What did I learn? I was feeling like a semi-veteran of endurance riding, now I know I'm a newbie. My eyes were opened. Here are some of the things that I learned:

Training: I trained for a long, paced effort. I spent many 6 or more hour days on the bike, often times at very high elevation. My base endurance was really good, I think. What I missed preparing for was being able to recover from the huge, abusive effort. I don't find Columbine abusive. It's just long. Powerline is abusive, especially after 80 miles of other big efforts. It's no secret to me that I hate doing interval training. But I think it was an error of wishful thinking to assume that I'd be fine doing Leadville with only endurance training.

Eating: A good endurance athelete has to have rules about conduct. This is what gets us through the difficult times when we are likely to get addled. It should have been absurd to me to think that it was OK to stop eating because "nothing sounded good". Just stuff it into your mouth.
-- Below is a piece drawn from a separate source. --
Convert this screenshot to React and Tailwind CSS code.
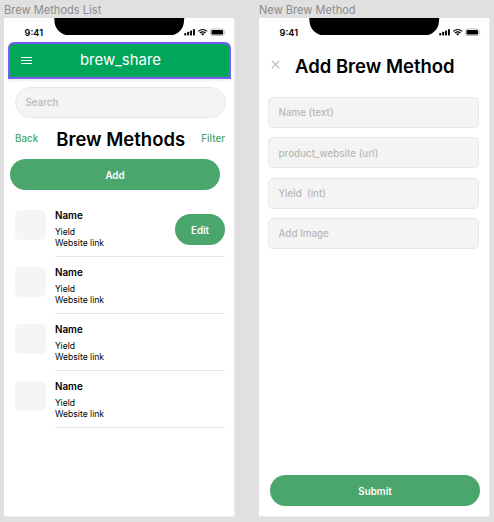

It isn't about cuisine, it's about survival.

Individual Effort-Team Spirit: The support of my wife and friends, of strangers on the course, of the LT100 Volunteers--these things made the difference between having the will to finish and thinking quitting might be a good idea. I think I assumed that I was pretty much a self-contained motivation pod, but the encouragement and enthusiasm of those people out there was really important. Vital.

Knowledge is Power: This was something I knew from experience. I wanted to know more about the course, but just didn't get a chance to see all of it before race day. I assumed that the information I'd gotten from other people and the few bits of the course I'd seen was going to be enough. No way to go back and un-do that, but I'm quite sure that I can do better at Leadville just having seen the whole course on race day.

Keep a Positive Attitude: Seems obvious now, but it must be kept in the front of one's mind on race day. Don't wallow. Don't despair. Fight the urge to succomb to failure. As the LT100 slogan says: Dig Deep. What I'd recommend to new racers at Leadville, think about what it's going to actually mean to dig deep, not just physically, but mentally.